Buying a car: Pain or Joy?

Stephan Froede
4 min readJun 26, 2019

In June I started a still open survey about the car buying process. To. test the thesis for a startup idea I’m working on. The thesis is that buying a car is more pain than joy, and that there is demand for a better way of buying a car.

The problem

Why is car buying a pain? Cars have become more complex with each generation by offering more configuration options, driven by:

  • Technology (CPUs became much cheaper)
  • Mass Customization (allowing customers more choices)
  • Regulation (environment and safety)

Mass customization was introduced to better addressing customer needs, because customers asked for more variety. The most likely reason for more variety are different use cases and also cost and safety considerations.

In other words customers got what they asked for.

More configuration options means also much more complexity. A modern premium car like a BMW series 3 is offered with 6 different trim levels. A trim level is basically a pre packaged set of options. Each trim level can be configured with different options and packages.

For a series 3 that means billions of different possible configurations.

There are around 6500 different trim levels in the current generation of cars across all brands, and a further ~12,000 of relevant trim levels for the last 2–3 generations (used cars).

Which means a car buyer is looking at more than 18,000 different trim levels. And each trim level can have billions of different configurations.

In the age of mass customization each vehicle is nearly an individual product.

For a car buyer it means that he is looking at 18,000 * billions of potentially different combinations. That’s the car buying search space. As a potential car buyer I only need to develop an optimal search strategy to find my car …

Well, most car buyers won’t do that, but how people do buy a car?

There are a lot of data what kind of cars people are buying, but not how they are buying a car. Hence my survey.

Questions

  1. How much time do you spend for preparing your car buying decision (research, comparisons, test drive, etc)?
  2. How much you would pay for an online service, which helps you to reduce and simplify your research effort significantly?
  3. With how many people you are discussing your car buying?
  4. Please rank the following car buying criteria in order of importance to you, first being the most important.
  5. How would you assess the effort needed to make an educated car buying decision, for existing offerings?
  6. Which kind of online sources do you use preparing your buying decision.

Results

Until today (2019–06–26) 34 people have completed the survey. I will focus on question 1) and 4). I did run two ‘campaigns’ the first was vi a my twitter account and the second one (a week later), I did use Twitter and Facebook Ads. The first campaign (via my Twitter account) reached mainly people from the US and Europe, the second one was geographical completely different and reached people in Asia (mainly Pakistan, and Indonesia).

Currently I have no reason to believe that the priorities are very different geographically.

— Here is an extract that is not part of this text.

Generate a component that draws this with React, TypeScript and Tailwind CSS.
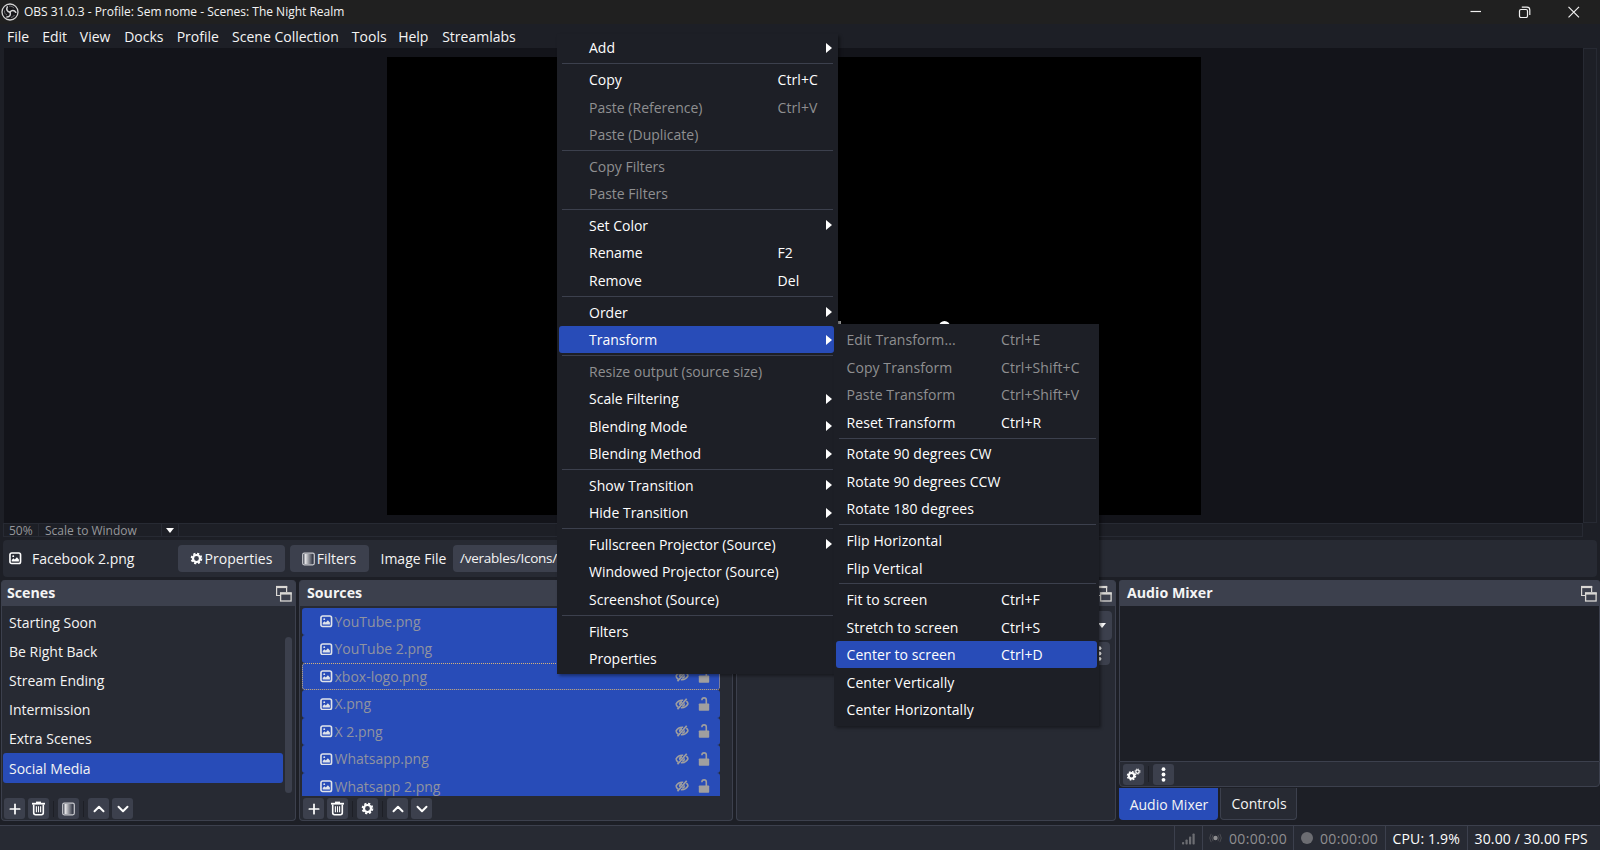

On the vehicle type level there is surely a difference, but not regarding priorities.

64% are spending more than 9 days in preparation for buying a new car, and another 11% do spend 7–9 days. Which means 75% do spend 7 or more days for buying a car. That’s a lot of effort. Unfortunately we cannot know how much time people did spend 20–30 years ago. But probably they did spend less time.

This was most surprising result for me, that the most important priorities for buying a car are:

  1. Quality
  2. Costs
  3. Purpose

And that sustainability is ranked rather low. However thinking about it makes perfectly sense, why somebody should buy an expensive car, which is costly to operate, while having a low product and service quality, and which doesn’t serve its purpose?

I also was surprised that social status is ranking so low, because cars clearly do have a social function. Much hyped media / internet / entertainment options also seem to be not that important.

Conclusion

So it’s about Quality, Costs, and Purpose. My idea is currently focused on purpose, and also costs. The survey helped me to give quality more weight. I was thinking about giving much more weight to connected internet / media, but it seems to be not that important.

Looking at blogs, and articles, the writing emphasizing the features of a car and its technical abilities. But you will not find a lot about quality. Hardly surprising because these articles are focusing on new cars which do have little service history.

I think it will be an interesting challenge to get quality data, because data about car reliability, product quality, and service quality are not easily available. Car manufacturers do collect all quality data in great detail, but you will not get direct access to these data.